Das ist okay. Ich will nicht jammern. Ich schaffe es noch nicht mal, richtig zornig zu werden, weil es für die Bundesliga mehr Konzepte gibt als für Kitas – und das ungeachtet der Tatsache, dass einige Profis schon bewiesen haben, dass ihnen Dreijährige beim Respektieren der Hygieneregeln durchaus ebenbürtig sind. Ich warte. Ich probiere zu lieben. Ich versuche mich, mittelmäßig erfolgreich, in Sanftmut und bete mehrmals täglich: Jesus, das ist dein Job, kümmer dich drum.

Ich komme durch die Tage. Zumindest, wenn ich meine Finger von Twitter und Facebook lasse. Denn wenn ich den Fehler mache, dort hineinzuschauen, verliere ich den letzten Rest seliger Sanftmütigkeit. Denn da muss ich lesen, dass alles, was ich in den letzten Monaten probiert habe, gar nicht nötig war.

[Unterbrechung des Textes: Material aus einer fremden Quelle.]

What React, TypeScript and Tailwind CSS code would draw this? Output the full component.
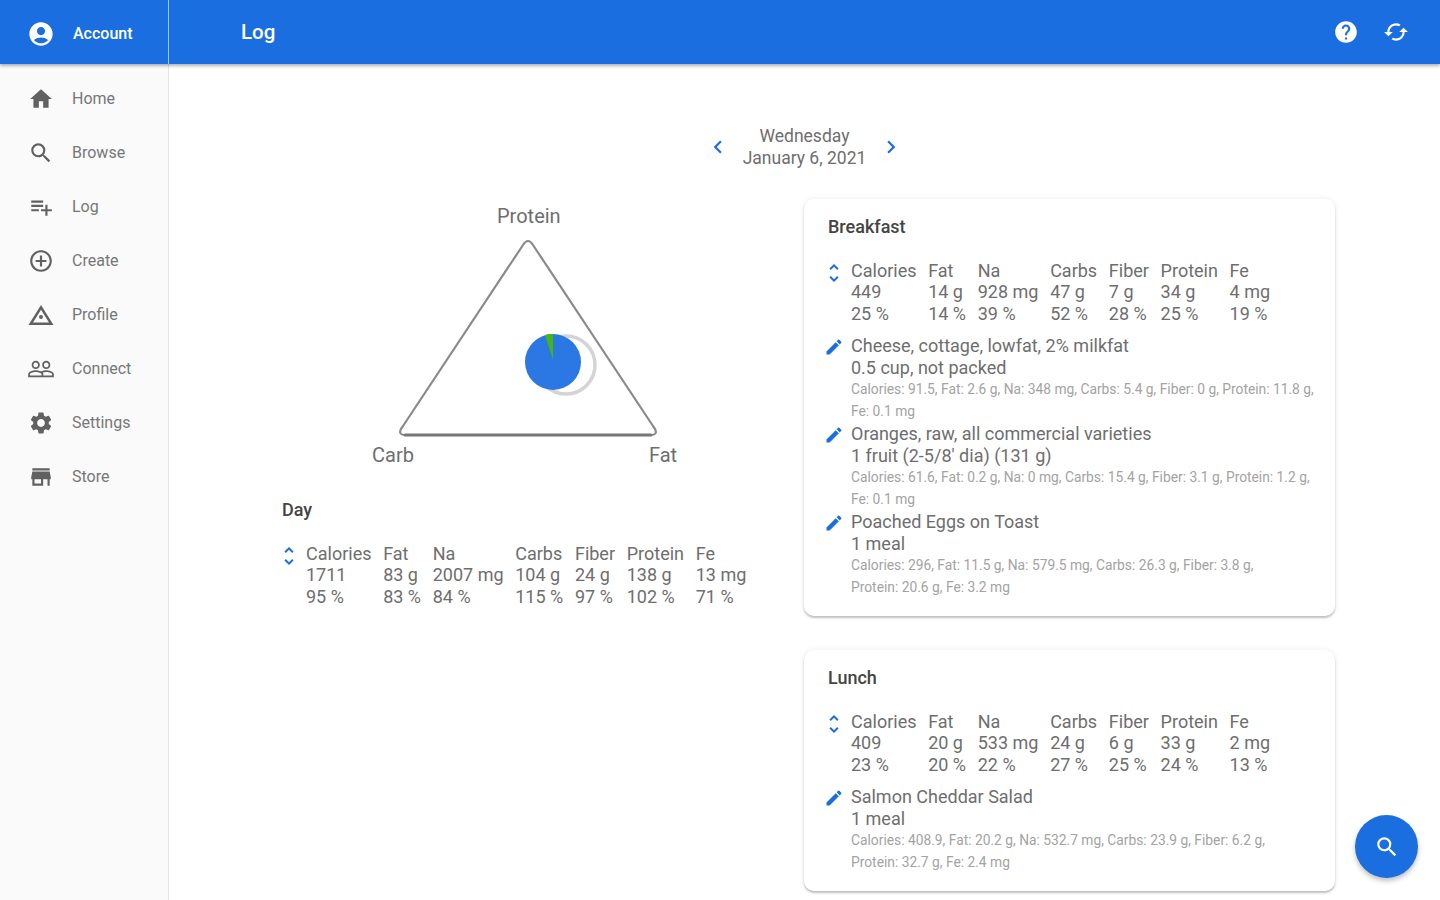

Dort erfahre ich auf einmal, dass nicht etwa renommierte Wissenschaftler die besten Quellen für die derzeitige Situation sind, sondern ganz andere Menschen. Diese anderen Experten kannte bis gestern keiner – gut, wer kannte schon Christian Drosten vor neun Wochen? -, sie haben weder einen Lehrstuhl irgendwo oder bisher irgendwas zur virologischen oder epidemiologischen Forschung beigetragen. Aber hey – sie haben eine Meinung! Und weil diese Meinung nun einmal besser in den Gemütszustand mancher Menschen passt, nehmen sie halt diese. Das ist so, als würde ich mir für heute das Wetter von wetteronline.de aussuchen, weil mir das von wetter.de nicht gefällt.

Du musst schauen, was deren Bedürfnisse und Ängste dahinter sind, sagte eine Freundin. Dort findet ihr wieder zusammen. Sie hat recht. Theoretisch! Praktisch bin ich vollends damit ausgelastet, zu schauen, wie ich den Bedürfnissen und Ängsten meiner Kinder gerecht werde. Im Moment wende ich all meine Kraft dafür auf, meine kleinen Krisenhelden in ihrer Mitte zu halten.

Ich habe wenig übrig für Erwachsene, die ihre Mitte finden, indem sie die Realität in eine beliebige Richtung verschieben. Und deshalb werde ich meine Mitte bis auf weiteres zur schwurbelfreien Zone erklären. Ich schalte stumm, ich klicke auf „Nicht mehr abonnieren“ und notfalls entfolge ich für eine Weile. Derweil hoffe ich, dass es auf Dauer ausreicht, dass wir Jesus nicht entfolgen. Dass er eine Idee hat, wie er seinen irdischen Saustall irgendwann wieder miteinander ins Gespräch bringt und wie selbst zornige Lockdown-Mütter wie ich wieder barmherzig werden können.